EXTRACTED MATERIAL:
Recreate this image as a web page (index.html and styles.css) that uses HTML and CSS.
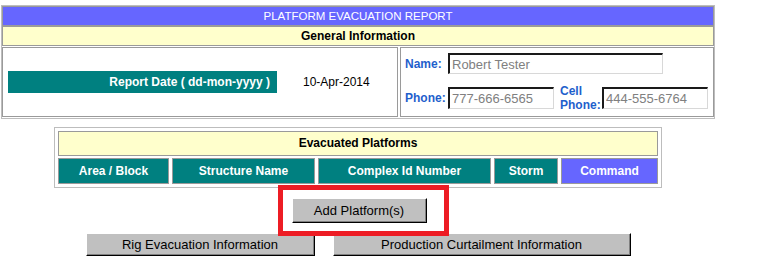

...

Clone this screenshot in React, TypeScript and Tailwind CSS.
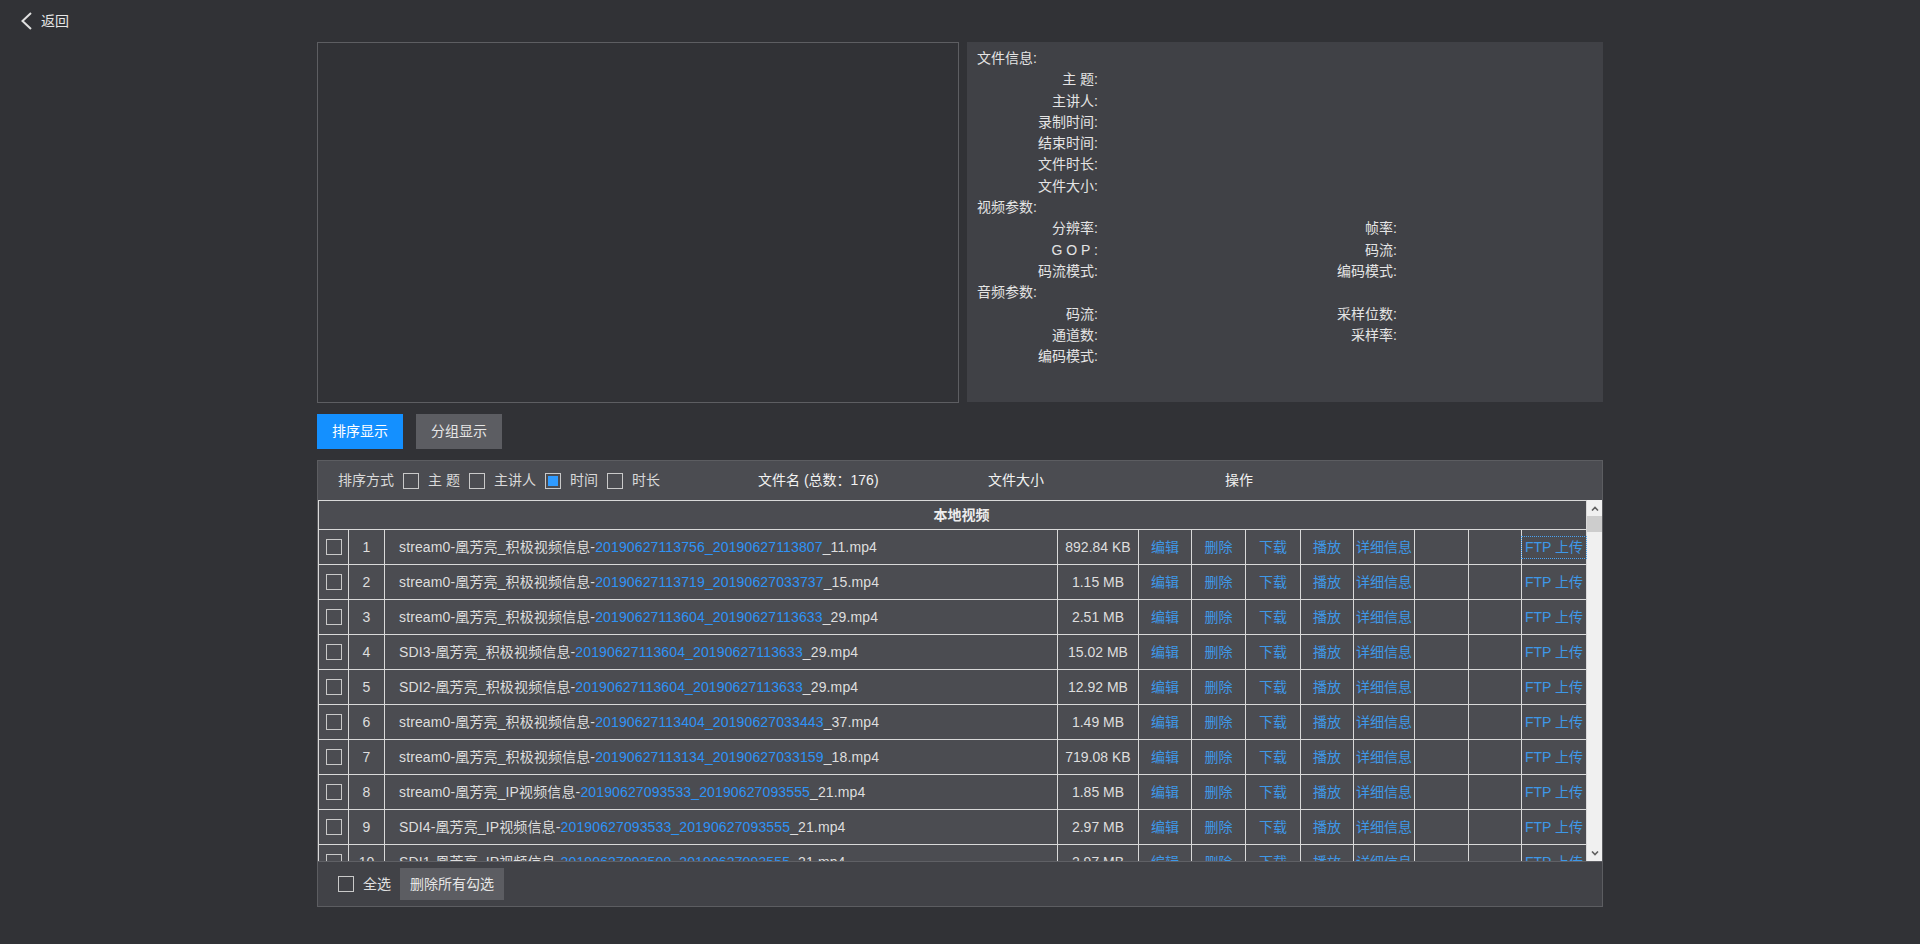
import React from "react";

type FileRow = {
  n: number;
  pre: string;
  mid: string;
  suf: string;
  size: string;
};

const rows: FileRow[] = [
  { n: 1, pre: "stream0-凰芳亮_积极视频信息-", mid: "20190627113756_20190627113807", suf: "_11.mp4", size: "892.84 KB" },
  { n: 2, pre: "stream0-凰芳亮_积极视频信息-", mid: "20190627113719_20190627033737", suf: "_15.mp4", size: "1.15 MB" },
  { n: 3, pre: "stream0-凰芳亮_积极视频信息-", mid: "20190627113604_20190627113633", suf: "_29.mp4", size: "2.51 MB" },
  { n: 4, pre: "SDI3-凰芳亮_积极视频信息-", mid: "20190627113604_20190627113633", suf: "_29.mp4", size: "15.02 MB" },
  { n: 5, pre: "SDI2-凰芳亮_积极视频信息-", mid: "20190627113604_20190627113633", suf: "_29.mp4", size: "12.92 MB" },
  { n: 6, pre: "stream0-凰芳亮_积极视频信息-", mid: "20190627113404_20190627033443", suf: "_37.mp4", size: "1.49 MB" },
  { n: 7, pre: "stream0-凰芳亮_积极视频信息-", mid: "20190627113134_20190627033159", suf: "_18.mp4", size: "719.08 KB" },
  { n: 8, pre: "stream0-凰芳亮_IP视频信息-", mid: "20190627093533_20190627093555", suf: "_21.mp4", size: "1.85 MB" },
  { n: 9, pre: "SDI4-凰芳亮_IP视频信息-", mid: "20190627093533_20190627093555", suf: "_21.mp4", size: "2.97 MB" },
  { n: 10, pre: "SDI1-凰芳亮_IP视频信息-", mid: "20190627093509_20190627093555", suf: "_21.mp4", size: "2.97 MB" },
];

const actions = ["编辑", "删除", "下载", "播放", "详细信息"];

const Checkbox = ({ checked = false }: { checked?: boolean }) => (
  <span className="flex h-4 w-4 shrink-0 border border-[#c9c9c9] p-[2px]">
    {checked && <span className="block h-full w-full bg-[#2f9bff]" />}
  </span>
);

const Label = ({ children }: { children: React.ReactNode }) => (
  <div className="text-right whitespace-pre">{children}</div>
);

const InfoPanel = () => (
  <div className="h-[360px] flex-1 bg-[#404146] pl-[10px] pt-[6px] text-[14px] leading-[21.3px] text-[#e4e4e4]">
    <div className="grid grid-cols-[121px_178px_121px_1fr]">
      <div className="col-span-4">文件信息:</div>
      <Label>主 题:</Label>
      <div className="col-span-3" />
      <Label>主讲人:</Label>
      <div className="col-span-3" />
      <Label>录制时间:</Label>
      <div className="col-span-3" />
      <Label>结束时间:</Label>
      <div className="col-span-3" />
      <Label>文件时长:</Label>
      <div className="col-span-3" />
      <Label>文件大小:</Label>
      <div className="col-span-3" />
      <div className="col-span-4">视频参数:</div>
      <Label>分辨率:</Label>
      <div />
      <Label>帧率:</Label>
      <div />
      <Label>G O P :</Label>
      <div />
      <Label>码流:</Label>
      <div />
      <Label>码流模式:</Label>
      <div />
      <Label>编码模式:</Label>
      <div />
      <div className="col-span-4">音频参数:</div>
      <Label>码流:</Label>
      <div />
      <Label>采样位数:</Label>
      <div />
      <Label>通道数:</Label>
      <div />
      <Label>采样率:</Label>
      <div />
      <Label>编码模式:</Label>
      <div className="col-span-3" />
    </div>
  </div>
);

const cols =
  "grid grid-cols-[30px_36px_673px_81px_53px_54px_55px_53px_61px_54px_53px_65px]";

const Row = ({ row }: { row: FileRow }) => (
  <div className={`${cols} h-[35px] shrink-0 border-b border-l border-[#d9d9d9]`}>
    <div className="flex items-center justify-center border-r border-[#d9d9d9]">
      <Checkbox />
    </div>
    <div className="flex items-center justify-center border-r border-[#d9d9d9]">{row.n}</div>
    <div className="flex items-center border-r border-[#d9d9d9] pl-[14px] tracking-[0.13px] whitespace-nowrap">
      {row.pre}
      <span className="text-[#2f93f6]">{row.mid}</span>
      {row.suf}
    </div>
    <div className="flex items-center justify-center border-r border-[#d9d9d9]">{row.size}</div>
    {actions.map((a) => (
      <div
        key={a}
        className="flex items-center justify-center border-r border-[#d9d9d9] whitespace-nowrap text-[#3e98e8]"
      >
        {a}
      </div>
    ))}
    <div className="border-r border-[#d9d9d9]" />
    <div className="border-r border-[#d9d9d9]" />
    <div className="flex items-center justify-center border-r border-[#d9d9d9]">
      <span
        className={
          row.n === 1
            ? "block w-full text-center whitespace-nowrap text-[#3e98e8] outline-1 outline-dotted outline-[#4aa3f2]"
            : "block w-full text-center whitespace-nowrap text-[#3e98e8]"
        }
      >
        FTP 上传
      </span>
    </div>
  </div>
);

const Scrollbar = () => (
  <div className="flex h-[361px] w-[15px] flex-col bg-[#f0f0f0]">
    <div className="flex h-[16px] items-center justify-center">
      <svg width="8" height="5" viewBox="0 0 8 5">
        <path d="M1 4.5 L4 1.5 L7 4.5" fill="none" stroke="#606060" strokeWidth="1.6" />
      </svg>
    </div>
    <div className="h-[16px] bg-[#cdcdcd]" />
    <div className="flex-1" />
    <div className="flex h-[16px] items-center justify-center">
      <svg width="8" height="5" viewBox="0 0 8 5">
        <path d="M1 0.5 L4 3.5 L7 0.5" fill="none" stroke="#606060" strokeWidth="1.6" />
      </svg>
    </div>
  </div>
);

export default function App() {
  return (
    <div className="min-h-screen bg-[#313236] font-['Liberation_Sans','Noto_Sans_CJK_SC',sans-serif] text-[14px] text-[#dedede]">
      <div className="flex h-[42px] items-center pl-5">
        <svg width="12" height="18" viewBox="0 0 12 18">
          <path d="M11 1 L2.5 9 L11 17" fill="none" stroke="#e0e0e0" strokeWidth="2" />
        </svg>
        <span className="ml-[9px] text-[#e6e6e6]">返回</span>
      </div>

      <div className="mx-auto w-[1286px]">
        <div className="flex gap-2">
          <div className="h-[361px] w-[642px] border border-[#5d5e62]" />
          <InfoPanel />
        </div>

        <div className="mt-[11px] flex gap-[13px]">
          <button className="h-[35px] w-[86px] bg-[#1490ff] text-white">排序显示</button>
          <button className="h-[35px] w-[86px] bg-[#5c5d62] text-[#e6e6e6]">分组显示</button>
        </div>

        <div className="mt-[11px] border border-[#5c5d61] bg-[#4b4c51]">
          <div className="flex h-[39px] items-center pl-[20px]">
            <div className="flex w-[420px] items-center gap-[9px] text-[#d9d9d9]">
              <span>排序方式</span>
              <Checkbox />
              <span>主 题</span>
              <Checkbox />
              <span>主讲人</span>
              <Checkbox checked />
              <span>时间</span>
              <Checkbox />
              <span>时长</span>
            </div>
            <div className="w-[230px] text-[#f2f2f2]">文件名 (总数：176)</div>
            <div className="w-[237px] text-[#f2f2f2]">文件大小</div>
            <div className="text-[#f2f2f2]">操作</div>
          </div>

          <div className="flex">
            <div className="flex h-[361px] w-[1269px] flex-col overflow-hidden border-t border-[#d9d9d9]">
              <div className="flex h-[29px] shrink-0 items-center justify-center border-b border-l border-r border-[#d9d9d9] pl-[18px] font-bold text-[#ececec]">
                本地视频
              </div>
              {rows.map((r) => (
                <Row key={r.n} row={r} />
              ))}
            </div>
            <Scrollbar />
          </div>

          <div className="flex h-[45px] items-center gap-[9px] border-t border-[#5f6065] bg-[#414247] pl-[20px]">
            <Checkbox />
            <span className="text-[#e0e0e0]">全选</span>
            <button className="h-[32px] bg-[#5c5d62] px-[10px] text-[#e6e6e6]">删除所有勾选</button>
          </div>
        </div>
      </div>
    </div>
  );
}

WORK REQUIRED: Lines containing "React" are to be counted. State the total and add nothing.

SOLUTION TO THIS TASK: 3